The cheapest mode of transportation for his route was the bus service. A single journey from Kuala Lumpur to Petaling Jaya costs RM2.50. For two ways, it was RM5. That left our thrifty journo with only RM5 left to get through the day. He opted to skip breakfast for a good lunch at an economy rice stall which cost him RM4. With only RM1 left in his pocket, he was forced to go home and eat a pack of instant noodles for dinner.
As you can see, there isn’t very much to go on. With RM10, he had just enough to eat a few meagre meals and get to work. What meal could one possibly get with RM1 left for dinner? There was no extra for a good coffee, a prepaid reload or really anything else!
The article on Yahoo! received some interesting suggestions. Armed with this we created a few possible scenarios in the infographic above on how one could survive in KL with RM10. The last one, we admit is a little extreme.
Some thought provoking responses include the following:
Simple, bring lunch to work. why must it be a rule that one needs to go out and have a meal? I bring sandwiches for lunch everyday that cost less than $1, drink coffee that is provided by the company ~ KelvinC
For all the the people that say that sandwiches and coffee are the solution, yes is good, but do it every day is not viable; the point of this article is for everybody to have a decent life, this include a variety and decent meals, entertainment, holidays, etc. and with rm10 a day is not possible at all… ~ Rud
Its all relative. There are people living in KL for RM1-2 per day. Is it a great life? No. Of course they are miserable. But others, spending RM1000 a day will also complain and whine and say they cant survive. Its not fair to ask if one can survive on any amount because yes they can survive on any amount. If just a matter of how they view the word surviving. ~ Whats Next
CANNOT SURVIVE…one lunch already minimum 5 to 6 RM…breakfast…RM3.80..just tehtarik roti kosong….habissssss…..bus..LRT..TRen….makan malam..kalau nak minum petang….minum air paip je….belum kira parking motor Rm1…kereta lagi lah..berbelas ringgit.. ~ Jaydee
Many readers also suggested home-cooked food. Next week, we’ll try out the home-cooking method to see if this really does save money, especially for single person households where bulk buying of produce doesn’t always equate savings.

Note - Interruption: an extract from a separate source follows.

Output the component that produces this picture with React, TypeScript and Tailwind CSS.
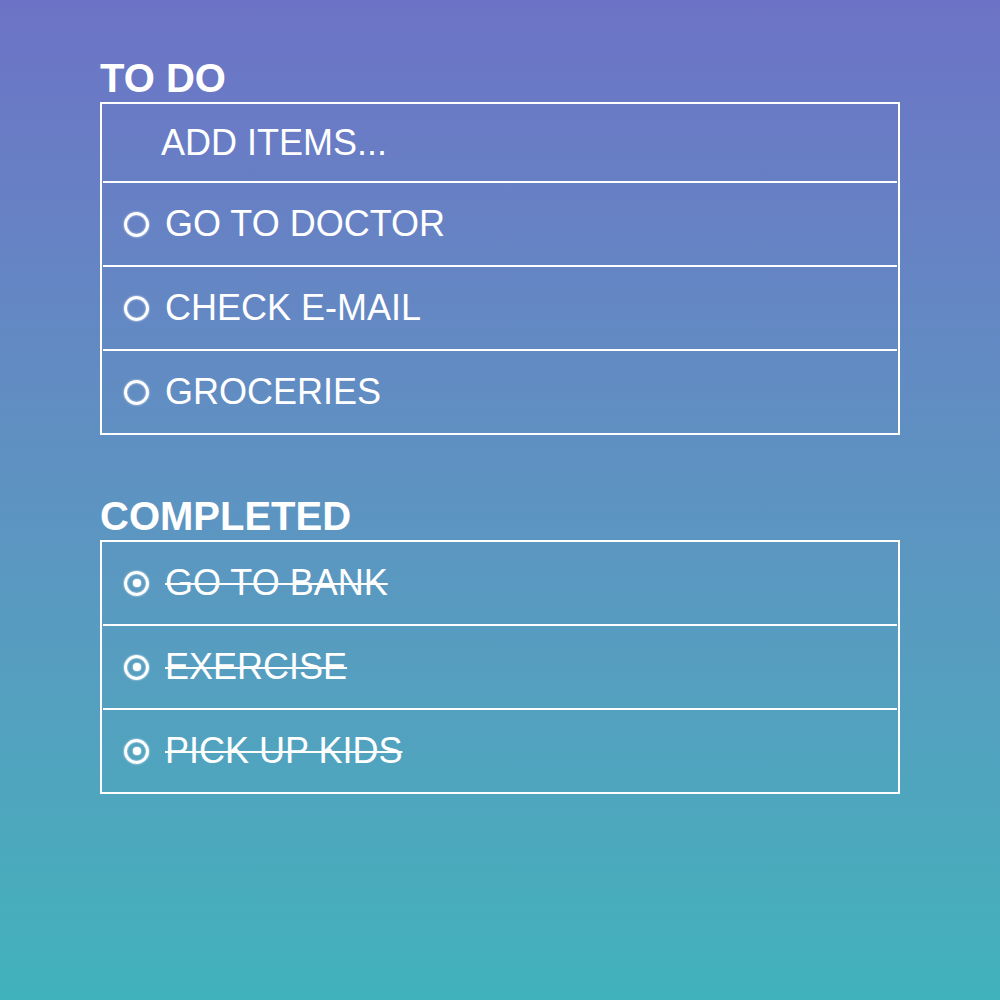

The challenge was all in good fun but the results provide a grim picture. If ‘survive’ is taken as the operative word that may be just what you will be doing on RM10 a day: barely surviving and not very well! Of course, there will always be variables. A person who lives really close to work could choose to walk or cycle and save on the commute costs. A person living really far away will need to spend more than RM10 on transport alone! And you won’t be getting all the nutrition you need if you choose to live this way.
To break it down; you will be just surviving, not living. The sad reality is that if you do a little math, RM10 a day is not a small sum (it’s RM300 – RM310 per month) to a minimum wage worker who earns RM900 – RM1200 a month. Imagine living like this every day. You won’t be getting the nutrition you need, will be exhausted from the public transport haul and you won’t have enough for rent or utilities. Let’s not even talk about recreation or any kind of social life.
The challenge, for us, definitely opened up more depressing realities than we thought it would. How did we get here? To the point where the minimum wage equates almost poverty? And even worse, whilst we have the
opportunity to debate whether or not RM10 is enough – there are those (those
earning minimum wage) who don’t have a choice.
Now there’s some food for thought.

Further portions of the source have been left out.